Pursuant to an underwriting agreement to be entered into between the Company, the Selling Shareholder, the Joint Global Coordinators and the Joint Bookrunners prior to the Listing (the “Underwriting Agreement”), the Shares held by the Selling Shareholder shall be subject to a lock-up period from the date of the Underwriting Agreement up to and including 180 calendar days from Listing (the “Lock-up Period”), subject to certain permitted transfers as set out in the Prospectus.
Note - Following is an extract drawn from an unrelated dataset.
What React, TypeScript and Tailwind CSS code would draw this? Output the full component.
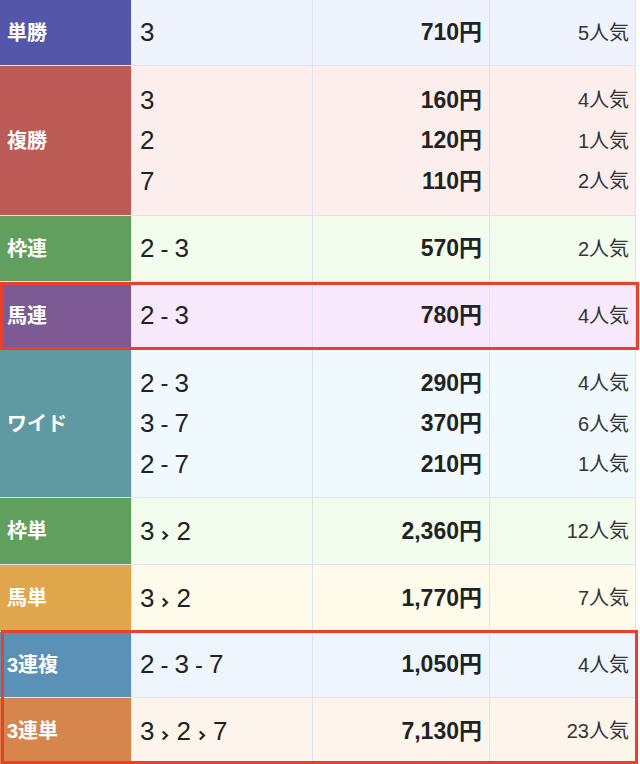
import React from "react";

type Line = [string, string, string];
type Row = {
  label: string;
  labelBg: string;
  rowBg: string;
  h: string;
  lines: Line[];
};

const rows: Row[] = [
  { label: "単勝", labelBg: "bg-[#5457a9]", rowBg: "bg-[#eef3fe]", h: "h-[66px]", lines: [["3", "710円", "5人気"]] },
  {
    label: "複勝",
    labelBg: "bg-[#bc5a55]",
    rowBg: "bg-[#fdeeee]",
    h: "h-[150px]",
    lines: [
      ["3", "160円", "4人気"],
      ["2", "120円", "1人気"],
      ["7", "110円", "2人気"],
    ],
  },
  { label: "枠連", labelBg: "bg-[#609f5e]", rowBg: "bg-[#f2fdee]", h: "h-[66px]", lines: [["2-3", "570円", "2人気"]] },
];

const row4: Row = { label: "馬連", labelBg: "bg-[#7e5a95]", rowBg: "bg-[#f7e9fb]", h: "h-[68px]", lines: [["2-3", "780円", "4人気"]] };

const rowsMid: Row[] = [
  {
    label: "ワイド",
    labelBg: "bg-[#5f9aa3]",
    rowBg: "bg-[#eff9fe]",
    h: "h-[148px]",
    lines: [
      ["2-3", "290円", "4人気"],
      ["3-7", "370円", "6人気"],
      ["2-7", "210円", "1人気"],
    ],
  },
  { label: "枠単", labelBg: "bg-[#609f5e]", rowBg: "bg-[#f2fdee]", h: "h-[67px]", lines: [["3>2", "2,360円", "12人気"]] },
  { label: "馬単", labelBg: "bg-[#dfa64c]", rowBg: "bg-[#fefbeb]", h: "h-[67px]", lines: [["3>2", "1,770円", "7人気"]] },
];

const rowsEnd: Row[] = [
  { label: "3連複", labelBg: "bg-[#5b90b7]", rowBg: "bg-[#eef5fd]", h: "h-[66px]", lines: [["2-3-7", "1,050円", "4人気"]] },
  { label: "3連単", labelBg: "bg-[#d6864c]", rowBg: "bg-[#fdf4ec]", h: "h-[67px]", lines: [["3>2>7", "7,130円", "23人気"]] },
];

function Combo({ s }: { s: string }) {
  const parts = s.split(/([->])/).filter((p) => p !== "");
  return (
    <span className="inline-flex items-center">
      {parts.map((p, i) => {
        if (p === "-")
          return (
            <span key={i} className="mx-[6px] text-[24px] leading-none">
              -
            </span>
          );
        if (p === ">")
          return (
            <svg key={i} width="8" height="11" viewBox="0 0 8 11" className="mx-[7px] mt-[8px]">
              <polyline points="1.8,1.5 6,5.5 1.8,9.5" fill="none" stroke="#222" strokeWidth="2.2" />
            </svg>
          );
        return <span key={i}>{p}</span>;
      })}
    </span>
  );
}

function TableRow({ r }: { r: Row }) {
  return (
    <div className={`flex ${r.h} border-b border-[#e1e3ec]`}>
      <div
        className={`w-[132px] shrink-0 ${r.labelBg} border-r border-[#e1e3ec] flex items-center pl-[7px] text-white font-bold text-[20px]`}
      >
        {r.label}
      </div>
      <div className={`w-[181px] shrink-0 ${r.rowBg} border-r border-[#e1e3ec] flex flex-col justify-center pl-[8px]`}>
        {r.lines.map((l, i) => (
          <div key={i} className="h-[40.5px] flex items-center text-[26px] text-[#222]">
            <Combo s={l[0]} />
          </div>
        ))}
      </div>
      <div className={`w-[177px] shrink-0 ${r.rowBg} border-r border-[#e1e3ec] flex flex-col justify-center pr-[7px]`}>
        {r.lines.map((l, i) => (
          <div key={i} className="h-[40.5px] flex items-center justify-end text-[23px] font-bold text-[#222]">
            {l[1]}
          </div>
        ))}
      </div>
      <div className={`w-[146px] shrink-0 ${r.rowBg} border-r border-[#e1e3ec] flex flex-col justify-center pr-[6px]`}>
        {r.lines.map((l, i) => (
          <div key={i} className="h-[40.5px] flex items-center justify-end text-[20px] text-[#333]">
            {l[2]}
          </div>
        ))}
      </div>
    </div>
  );
}

export default function App() {
  return (
    <div
      className="w-[640px] h-[764px] overflow-hidden bg-white"
      style={{ fontFamily: '"Liberation Sans", "Noto Sans CJK JP", sans-serif' }}
    >
      <div className="w-[636px]">
        {rows.map((r) => (
          <TableRow key={r.label} r={r} />
        ))}
        <div className="relative">
          <TableRow r={row4} />
          <div className="absolute left-0 top-0 bottom-0 right-[-3px] border-[3px] border-[#e8402a] pointer-events-none" />
        </div>
        {rowsMid.map((r) => (
          <TableRow key={r.label} r={r} />
        ))}
        <div className="relative">
          {rowsEnd.map((r) => (
            <TableRow key={r.label} r={r} />
          ))}
          <div className="absolute left-[1px] top-[-2px] bottom-[1px] right-[-2px] border-[3px] border-[#e8402a] pointer-events-none" />
        </div>
      </div>
    </div>
  );
}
The Company shall also be subject to the Lock-up Period as set out in the International Offering Memorandum.
The details of the Offering are included in an Arabic-language prospectus (the “UAE Prospectus”) and public subscription announcement (the “Public Announcement”) with respect to the UAE Retail Offering, and in an English-language International Offering Memorandum with respect to the Qualified Investor Offering. The UAE Prospectus and the Public Announcement were published on Tuesday 16 April 2024, and the International Offering Memorandum was published on 23 April 2024. The UAE Prospectus and the International Offering Memorandum are also available at https://ipo.spinneys.com. There is also a dedicated IPO call centre number: 800 ENBD IPO (3623 476).
Rothschild & Co Middle East Limited has been appointed as Independent Financial Adviser. Emirates NBD Capital PSC has been appointed as Listing Adviser. Emirates NBD Capital PSC, Merrill Lynch International (BofA Securities) and HSBC Bank Middle East Limited have been appointed as Joint Global Coordinators and Joint Bookrunners. EFG Hermes UAE Limited (acting in conjunction with EFG Hermes UAE LLC) has been appointed as a Joint Bookrunner. Emirates NBD Bank PJSC has been appointed as the Lead Receiving Bank. Al Maryah Community Bank, Commercial Bank of Dubai, First Abu Dhabi Bank and Wio Bank have also been appointed as Receiving Banks.
Neither HSBC Bank Middle East Limited nor any of its respective affiliates is responsible for participating in marketing or managing any aspect of the UAE Retail Offering to natural persons.